GEORGE ASHBY, COMPLAINT OF A PRISONER IN THE FLEET 1463, INTRODUCTION: FOOTNOTES

1 Meyer-Lee summarizes Ashby's career and the probable circumstances of his imprisonment, pp. 699- 700.

2 Meyer-Lee defines only three parts: Prohemium, Ad sustinendum pacienciam in adversis, and Envoy (p. 701).

3 From Active Policy of a Prince, lines 2-7, ed. Bateson.

4 See Meyer-Lee, pp. 702-05.

5 For the "Hammond Scribe," see most recently (summarizing earlier scholarship) Linne R. Mooney, "A New Manuscript by the Hammond Scribe Discovered by Jeremy Griffiths," in The English Medieval Book: Studies in Memory of Jeremy Griffiths, ed. A. S. G. Edwards, Vincent Gillespie, and Ralph Hanna (London: British Library, 2000), pp. 113-23. Michael Livingston has noted that fol. 42, comprising lines 71-140 of the present poem, is written in a different, previously unnoted hand; see "A Sixth Hand in Cambridge, Trinity College MS R.3.19."
 
To anyone who has read the poetry of Chaucer, or indeed of any number of other late-medieval English poets, George Ashby's poem will provide the repeated delight of recognition of images and topoi that were the common property of all poets: the opening seasonal description, the Boethian prison, his former good fortune, the usefulness of adversity, the transitoriness of this world, the pilgrimage of life, Fortune's wheel, and so on. Modern readers may object to reading the same idea twice, but medieval writers gloried in their borrowings, or, more accurately, their new presentations of old material. Each new piece was appreciated as a new setting. The stones were of great value; the ring the jeweler made showed them off to best advantage. So it was with concepts, images, verse forms, and all kinds of rhetorical modes and techniques. Ashby (who names Chaucer, Gower, and Lydgate as his models, the "primier poetes of this nacion," see below) is a good example of this approach to reading and writing medieval poetry because, half a century after his poetic mentors, he is still in possession of the same hoard of poetic jewels they set in their own works.

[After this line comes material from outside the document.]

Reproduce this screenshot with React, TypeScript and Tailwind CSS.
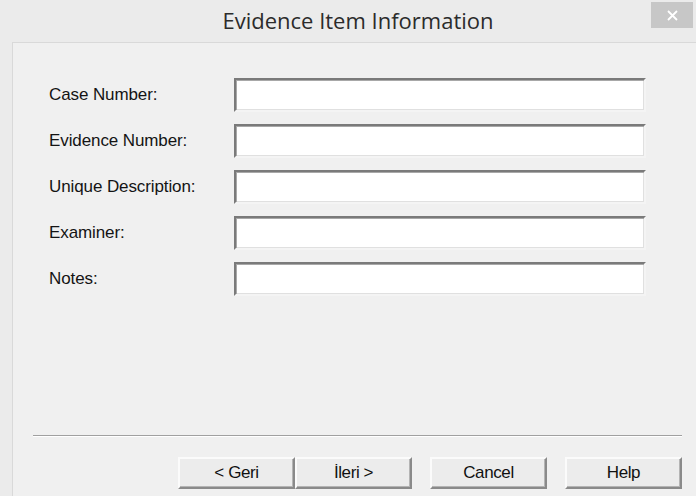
import React from "react";

const labels = ["Case Number:", "Evidence Number:", "Unique Description:", "Examiner:", "Notes:"];

function Field() {
  return (
    <div className="h-[34px] w-[412px] bg-white border-2 border-t-[#7a7a7a] border-l-[#7a7a7a] border-b-[#f4f4f4] border-r-[#f4f4f4] shadow-[inset_1px_1px_0_#a8a8a8,inset_-1px_-1px_0_#e0e0e0]" />
  );
}

function Btn({ children }: { children: React.ReactNode }) {
  return (
    <div className="w-[117px] h-[32px] flex items-center justify-center bg-[#ececec] border-2 border-t-[#fbfbfb] border-l-[#fbfbfb] border-b-[#8a8a8a] border-r-[#8a8a8a] shadow-[inset_-1px_-1px_0_#b4b4b4] text-[17px] tracking-[-0.4px] text-[#111]">
      {children}
    </div>
  );
}

export default function App() {
  return (
    <div className="w-[696px] h-[496px] bg-[#ebebeb] flex flex-col overflow-hidden" style={{ fontFamily: '"Liberation Sans", Arial, sans-serif' }}>
      <div className="h-[42px] shrink-0 relative flex items-center justify-center">
        <span className="text-[22px] text-[#2b2b2b] leading-none -mt-[3px] ml-[20px]" style={{ fontFamily: '"Open Sans", "Noto Sans", sans-serif' }}>
          Evidence Item Information
        </span>
        <div className="absolute right-[3px] top-[2px] w-[42px] h-[26px] bg-[#c7c7c7] flex items-center justify-center">
          <svg width="11" height="11" viewBox="0 0 11 11">
            <path d="M1 1 L10 10 M10 1 L1 10" stroke="#ffffff" strokeWidth="1.8" />
          </svg>
        </div>
      </div>
      <div className="flex-1 ml-[12px] border-l border-t border-[#d9d9d9] bg-[#f0f0f0] flex flex-col">
        <div className="pt-[35px] pl-[36px] grid grid-cols-[185px_412px] gap-y-[12px]">
          {labels.map((l) => (
            <React.Fragment key={l}>
              <div className="h-[34px] flex items-center text-[17px] tracking-[-0.1px] text-[#141414]">{l}</div>
              <Field />
            </React.Fragment>
          ))}
        </div>
        <div className="flex-1" />
        <div className="ml-[20px] mr-[14px] border-t border-[#a0a0a0] border-b border-b-white" />
        <div className="h-[59px] pt-[20px] pr-[14px] flex justify-end">
          <div className="flex">
            <Btn>&lt; Geri</Btn>
            <Btn>İleri &gt;</Btn>
          </div>
          <div className="ml-[18px]">
            <Btn>Cancel</Btn>
          </div>
          <div className="ml-[18px]">
            <Btn>Help</Btn>
          </div>
        </div>
      </div>
    </div>
  );
}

George Ashby (c. 1390-1475) is commonly thought of as a writer of political verse, or at least as a writer involved in the politics of his day, an involvement that shows through the ostensible purpose of his work (lament on being imprisoned, general advice to accept such vicissitudes with patience). He tells us pointedly of his long tenure as clerk of the Signet Office under Henry VI and his queen, Margaret of Anjou (lines 64-65). Ashby seems to have been Lancastrian enough in his sympathies to arouse the concern of the Yorkists under Edward IV, who had him imprisoned. 1 But, in fact, in spite of its apparent historical circumstance, Ashby's poem is more thoroughly "literary," in the sense of calling up literary models and tropes, than it is political.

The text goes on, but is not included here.